Vaginal mesh extrusion, the most common of the transvaginal mesh complications, describes a condition in which the mesh used during surgical repair erodes through the skin and tissues and becomes exposed through the vaginal skin. Other transvaginal mesh complications include pain, infections, bleeding, urinary incontinence, recurrence of prolapse, and pain during sexual intercourse.

 

Vaginal mesh extrusion reported as a common complication


According to the FDA’s July 2011 warning, vaginal mesh extrusion (also called vaginal mesh erosion, exposure and protrusion) is the most common of all the transvaginal mesh complications, with about 10 percent of women reportedly experiencing it within a year of surgery.

Repair of vaginal mesh extrusion often requires additional surgeries that attempt to remove the visible mesh. Sometimes the surgeries are successful, but sometimes they aren’t, leaving women with transvaginal mesh complications like pain, bleeding, pain during sex, and perhaps even an inability to engage in sexual intercourse. Extruding mesh can also be painful for men during sexual intercourse, if the penis rubs against the mesh material.

According to an FDA review of the scientific literature, more than half of the women who experienced vaginal mesh extrusion required surgical excision in the operating room, with some women requiring two to three additional surgeries.

 

Surgery with mesh increases risk of vaginal mesh extrusion


Surgical mesh has long been used to repair abdominal hernias, but in the 1990s gynecologists began using it to repair stress urinary incontinence (SUI) and pelvic organ prolapse POP.

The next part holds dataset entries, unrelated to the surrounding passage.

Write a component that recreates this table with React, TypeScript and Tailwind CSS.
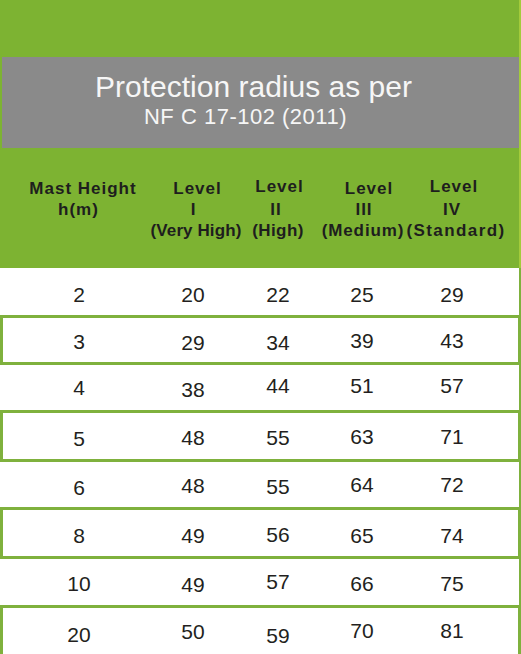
import React from "react";

type Cell = [string, string];
type Row = { h: string; boxed: boolean; cells: Cell[] };

const rows: Row[] = [
  { h: "h-[47px]", boxed: false, cells: [["2", "pt-[16px]"], ["20", "pt-[16px]"], ["22", "pt-[16px]"], ["25", "pt-[16px]"], ["29", "pt-[16px]"]] },
  { h: "h-[50px]", boxed: true, cells: [["3", "pt-[16px]"], ["29", "pt-[17px]"], ["34", "pt-[17px]"], ["39", "pt-[15px]"], ["43", "pt-[15px]"]] },
  { h: "h-[45px]", boxed: false, cells: [["4", "pt-[12px]"], ["38", "pt-[14px]"], ["44", "pt-[10px]"], ["51", "pt-[10px]"], ["57", "pt-[10px]"]] },
  { h: "h-[52px]", boxed: true, cells: [["5", "pt-[18px]"], ["48", "pt-[17px]"], ["55", "pt-[17px]"], ["63", "pt-[16px]"], ["71", "pt-[16px]"]] },
  { h: "h-[45px]", boxed: false, cells: [["6", "pt-[15px]"], ["48", "pt-[13px]"], ["55", "pt-[14px]"], ["64", "pt-[12px]"], ["72", "pt-[12px]"]] },
  { h: "h-[52px]", boxed: true, cells: [["8", "pt-[18px]"], ["49", "pt-[18px]"], ["56", "pt-[17px]"], ["65", "pt-[18px]"], ["74", "pt-[18px]"]] },
  { h: "h-[46px]", boxed: false, cells: [["10", "pt-[14px]"], ["49", "pt-[15px]"], ["57", "pt-[12px]"], ["66", "pt-[14px]"], ["75", "pt-[14px]"]] },
  { h: "h-[52px]", boxed: true, cells: [["20", "pt-[19px]"], ["50", "pt-[16px]"], ["59", "pt-[20px]"], ["70", "pt-[15px]"], ["81", "pt-[15px]"]] },
];

const colW = ["w-[158px]", "w-[70px]", "w-[100px]", "w-[68px]", "w-[112px]"];

type HLine = { t: string; c: string };
const headCols: { w: string; lines: HLine[] }[] = [
  {
    w: "w-[166px]",
    lines: [
      { t: "Mast Height", c: "tracking-[1px]" },
      { t: "h(m)", c: "tracking-[1px] pr-[9px]" },
    ],
  },
  {
    w: "w-[60px]",
    lines: [
      { t: "Level", c: "tracking-[1px] pl-[3px]" },
      { t: "I", c: "pr-[6px]" },
      { t: "(Very High)", c: "tracking-[0.1px]" },
    ],
  },
  {
    w: "w-[106px]",
    lines: [
      { t: "Level", c: "tracking-[1px] pl-[1px] -mt-[2px] mb-[2px]" },
      { t: "II", c: "tracking-[1px] pr-[6px]" },
      { t: "(High)", c: "tracking-[0.4px] pr-[2px]" },
    ],
  },
  {
    w: "w-[68px]",
    lines: [
      { t: "Level", c: "tracking-[1px] pl-[6px]" },
      { t: "III", c: "tracking-[1px] pr-[4px]" },
      { t: "(Medium)", c: "tracking-[0.9px] pr-[6px]" },
    ],
  },
  {
    w: "w-[110px]",
    lines: [
      { t: "Level", c: "tracking-[1px] pr-[2px] -mt-[2px] mb-[2px]" },
      { t: "IV", c: "tracking-[1px] pr-[6px]" },
      { t: "(Standard)", c: "tracking-[1.4px] pl-[2px]" },
    ],
  },
];

export default function App() {
  return (
    <div className="w-[521px] h-[654px] overflow-hidden bg-white [font-family:'Liberation_Sans',Arial,sans-serif]">
      {/* Header block */}
      <div className="bg-[#7db332] border-r-2 border-[#a3cb3b] pt-[57px]">
        <div className="ml-[2px] h-[91px] bg-[#8a8a8a] text-[#f6f6f6] flex flex-col items-center pt-[15px]">
          <div className="text-[30px] leading-[30px] pr-[14px] whitespace-nowrap">
            Protection radius as per
          </div>
          <div className="text-[22px] leading-[24px] mt-[3px] pr-[30px] tracking-[0.5px] whitespace-nowrap">
            NF C 17-102 (2011)
          </div>
        </div>
        <div className="h-[120px] flex pt-[30px] text-[17px] leading-[21px] font-bold text-[#1e1e1e]">
          {headCols.map((col, i) => (
            <div key={i} className={`${col.w} flex flex-col items-center`}>
              {col.lines.map((l, j) => (
                <div key={j} className={`whitespace-nowrap ${l.c}`}>
                  {l.t}
                </div>
              ))}
            </div>
          ))}
        </div>
      </div>

      {/* Data rows */}
      <div className="text-[21px] leading-[21px] text-[#231f20]">
        {rows.map((r, i) => (
          <div
            key={i}
            className={`${r.h} flex ${
              r.boxed
                ? "shadow-[inset_0_0_0_3px_#7fb13d]"
                : "shadow-[inset_-2px_0_0_#7fb13d]"
            }`}
          >
            {r.cells.map((c, j) => (
              <div key={j} className={`${colW[j]} text-center ${c[1]}`}>
                {c[0]}
              </div>
            ))}
          </div>
        ))}
      </div>
    </div>
  );
}
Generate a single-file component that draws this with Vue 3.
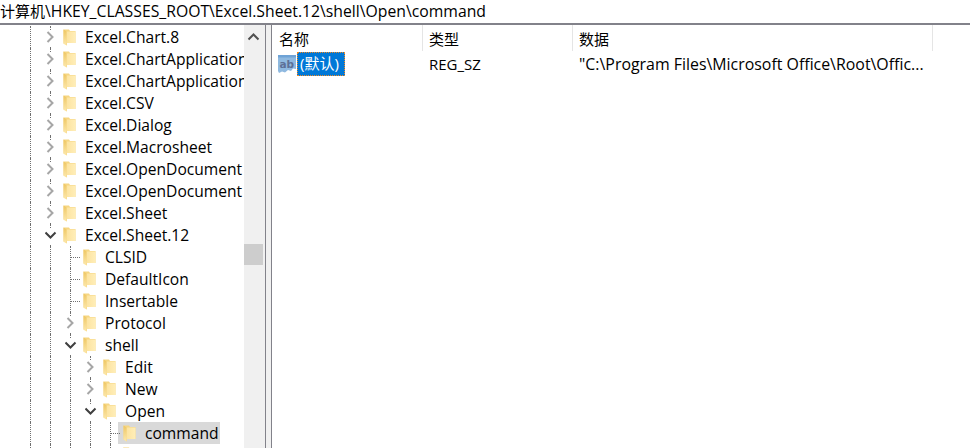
<template>
  <div class="window">
    <div class="address"><span class="cjk">计算机</span>\HKEY_CLASSES_ROOT\Excel.Sheet.12\shell\Open\command</div>
    <div class="panes">
      <div class="tree-pane">
        <div class="tree">
          <div v-for="row in rows" :key="row.id" class="row">
            <span
              v-for="(cell, i) in row.cells"
              :key="i"
              class="cell"
              :class="cell"
            >
              <svg v-if="cell.includes('closed')" class="chev" width="12" height="12" viewBox="0 0 12 12">
                <path d="M2.5 1 7.5 6 2.5 11" fill="none" stroke="#a6a6a6" stroke-width="2" />
              </svg>
              <svg v-if="cell.includes('open')" class="chev" width="12" height="12" viewBox="0 0 12 12">
                <path d="M0.5 3.5 5.5 8.5 10.5 3.5" fill="none" stroke="#404040" stroke-width="2" />
              </svg>
            </span>
            <div class="item" :class="{ selected: row.selected }">
              <svg class="folder" width="13" height="17" viewBox="0 0 13 17">
                <defs>
                  <linearGradient id="fbody" x1="0" y1="0" x2="1" y2="0">
                    <stop offset="0" stop-color="#fce3a0" />
                    <stop offset="1" stop-color="#ffeeb8" />
                  </linearGradient>
                  <linearGradient id="fflap" x1="0" y1="0" x2="0" y2="1">
                    <stop offset="0" stop-color="#eec662" />
                    <stop offset="1" stop-color="#fde9ae" />
                  </linearGradient>
                </defs>
                <path d="M0.5 0.5H6L7 2H12.5V14H4V16.5L0.5 14.5Z" fill="#f6d682" />
                <path d="M3.5 2.5H12.5V14H3.5Z" fill="url(#fbody)" />
                <path d="M0.5 0.5L3.5 2.5V16.5L0.5 14.5Z" fill="url(#fflap)" />
              </svg>
              <span class="label">{{ row.name }}</span>
            </div>
          </div>
        </div>
        <div class="scrollbar">
          <svg class="arrow" width="13" height="8" viewBox="0 0 13 8">
            <path d="M1.5 6.5 6.5 1.5 11.5 6.5" fill="none" stroke="#505050" stroke-width="2" />
          </svg>
          <div class="thumb"></div>
        </div>
      </div>
      <div class="splitter"></div>
      <div class="list-pane">
        <div class="head">
          <div class="col col-name">名称</div>
          <div class="col col-type">类型</div>
          <div class="col col-data">数据</div>
          <div class="head-end"></div>
        </div>
        <div class="value-row">
          <div class="col-name value-name">
            <svg class="ab" width="20" height="21" viewBox="0 0 20 21">
              <path d="M1 1H19V15L16 14.5 14 17 11 16 8 18.5 5 17.5 2 19 1 17Z" fill="#8fb9e0" />
              <path d="M1 1H19V3.5H1Z" fill="#6fa3d6" />
              <text x="2.5" y="13.5" class="ab-text">ab</text>
            </svg>
            <span class="sel-name">(默认)</span>
          </div>
          <div class="col-type value-cell">REG_SZ</div>
          <div class="col-data value-cell data-text">"C:\Program Files\Microsoft Office\Root\Offic...</div>
        </div>
      </div>
    </div>
  </div>
</template>

<script setup>
const L = 'line'
const C = 'line closed'
const O = 'line open'
const T = 'line tee'

const top = (name, id) => ({ id, name, cells: [L, C] })

const rows = [
  top('Excel.Chart.8', 1),
  top('Excel.ChartApplication', 2),
  top('Excel.ChartApplication', 3),
  top('Excel.CSV', 4),
  top('Excel.Dialog', 5),
  top('Excel.Macrosheet', 6),
  top('Excel.OpenDocument', 7),
  top('Excel.OpenDocument', 8),
  top('Excel.Sheet', 9),
  { id: 10, name: 'Excel.Sheet.12', cells: [L, O] },
  { id: 11, name: 'CLSID', cells: [L, L, T] },
  { id: 12, name: 'DefaultIcon', cells: [L, L, T] },
  { id: 13, name: 'Insertable', cells: [L, L, T] },
  { id: 14, name: 'Protocol', cells: [L, L, C] },
  { id: 15, name: 'shell', cells: [L, L, O] },
  { id: 16, name: 'Edit', cells: [L, L, L, C] },
  { id: 17, name: 'New', cells: [L, L, L, C] },
  { id: 18, name: 'Open', cells: [L, L, L, O] },
  { id: 19, name: 'command', cells: [L, L, L, L, T], selected: true },
  { id: 20, name: '', cells: [L, L, L, L, T] },
]
</script>

<style>
html,
body {
  margin: 0;
  background: #fff;
  overflow: hidden;
}
</style>

<style scoped>
.window {
  width: 970px;
  height: 448px;
  display: flex;
  flex-direction: column;
  overflow: hidden;
  font-family: "Open Sans", "Noto Sans CJK SC", sans-serif;
  font-size: 15px;
  color: #000;
}

.address {
  height: 23px;
  line-height: 23px;
  font-size: 15.75px;
  white-space: nowrap;
  border-bottom: 2px solid #82828a;
  flex: none;
}

.cjk {
  font-size: 15px;
}

.panes {
  flex: 1;
  display: flex;
  min-height: 0;
}

.tree-pane {
  width: 265px;
  flex: none;
  display: flex;
  overflow: hidden;
}

.tree {
  width: 244px;
  flex: none;
  padding-top: 1px;
  overflow: hidden;
}

.row {
  height: 22px;
  display: flex;
  padding-left: 20px;
  white-space: nowrap;
}

.cell {
  position: relative;
  width: 20px;
  flex: none;
}

.line::before {
  content: "";
  position: absolute;
  left: 10px;
  top: 0;
  bottom: 0;
  border-left: 1px dotted #707070;
}

.tee::after {
  content: "";
  position: absolute;
  left: 11px;
  width: 9px;
  top: 11px;
  border-top: 1px dotted #707070;
}

.chev {
  position: absolute;
  left: 5px;
  top: 5px;
  padding: 0 0 3px;
  background: #fff;
  z-index: 1;
}

.item {
  display: flex;
  align-items: center;
  height: 22px;
  padding-right: 5px;
  flex: none;
}

.item.selected {
  background: #d9d9d9;
  margin-left: -2px;
  padding-left: 2px;
  padding-right: 1px;
}

.folder {
  margin-left: 3px;
  margin-right: 9px;
  flex: none;
}

.label {
  line-height: 22px;
  font-size: 15.6px;
}

.scrollbar {
  position: relative;
  width: 21px;
  flex: none;
  background: #f0f0f0;
}

.arrow {
  position: absolute;
  left: 3px;
  top: 8px;
}

.thumb {
  position: absolute;
  left: 0;
  right: 2px;
  top: 219px;
  height: 21px;
  background: #cdcdcd;
}

.splitter {
  width: 5px;
  flex: none;
  background: #f0f0f0;
  border-left: 1px solid #82828a;
  border-right: 1px solid #82828a;
}

.list-pane {
  flex: 1;
  min-width: 0;
}

.head {
  display: flex;
  height: 26px;
  line-height: 29px;
}

.col-name {
  width: 151px;
  flex: none;
}

.col-type {
  width: 150px;
  flex: none;
}

.col-data {
  width: 360px;
  flex: none;
}

.col {
  box-sizing: border-box;
  padding-left: 6px;
  border-right: 1px solid #e5e5e5;
}

.col-name.col {
  padding-left: 7px;
}

.head-end {
  flex: 1;
}

.value-row {
  display: flex;
  height: 26px;
  align-items: center;
  line-height: 26px;
}

.value-name {
  display: flex;
  align-items: center;
  padding-left: 5px;
  box-sizing: border-box;
}

.value-cell {
  padding-left: 6px;
  box-sizing: border-box;
  white-space: nowrap;
}

.data-text {
  font-size: 15.9px;
}

.ab {
  flex: none;
}

.ab-text {
  font-family: "DejaVu Sans", sans-serif;
  font-size: 10.5px;
  font-weight: 700;
  fill: #5d7097;
}

.sel-name {
  height: 24px;
  line-height: 22px;
  background: #0078d7;
  color: #fff;
  padding: 0 6px 0 3px;
  box-sizing: border-box;
  outline: 1px dotted #f08a24;
  outline-offset: -1px;
}
</style>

Many women experience POP as they age. Childbirth, menopause, surgeries, and other life events can gradually cause the pelvic muscles and tissues to stretch and weaken, making them less able to support pelvic organs like the bladder, uterus, rectum and bowel. As a result, one or more of these organs may fall or bulge into the vaginal wall. Some women experience few symptoms, but others may experience pain, pressure, painful sexual intercourse, or stress urinary incontinence.

Traditional repair of POP involved stitching the muscles and tissues back together to hold the prolapsed organ in place. Some studies seemed to indicate, however, that surgery with vaginal mesh provided a superior hold and more longer-lasting POP and SUI repair. The risk of transvaginal mesh complications, however, were noted to be higher.

 

Transvaginal mesh complications may depend on the product


In response to surgical demand, medical device companies began making surgical mesh kits in the later 1990s for use specifically in POP or SUI repair. In 1996, the FDA approved the first product for use in SUI, and in 2002, the first one for use in POP.

Each of these surgical mesh products may be made of different materials or designed in different ways, though most surgical mesh devices for POP and SUI procedures are made of non-absorbable synthetic polypropylene. In lawsuits brought against the manufacturers, the design of these mesh products is often blamed for the high risk of transvaginal mesh complications like vaginal mesh extrusion.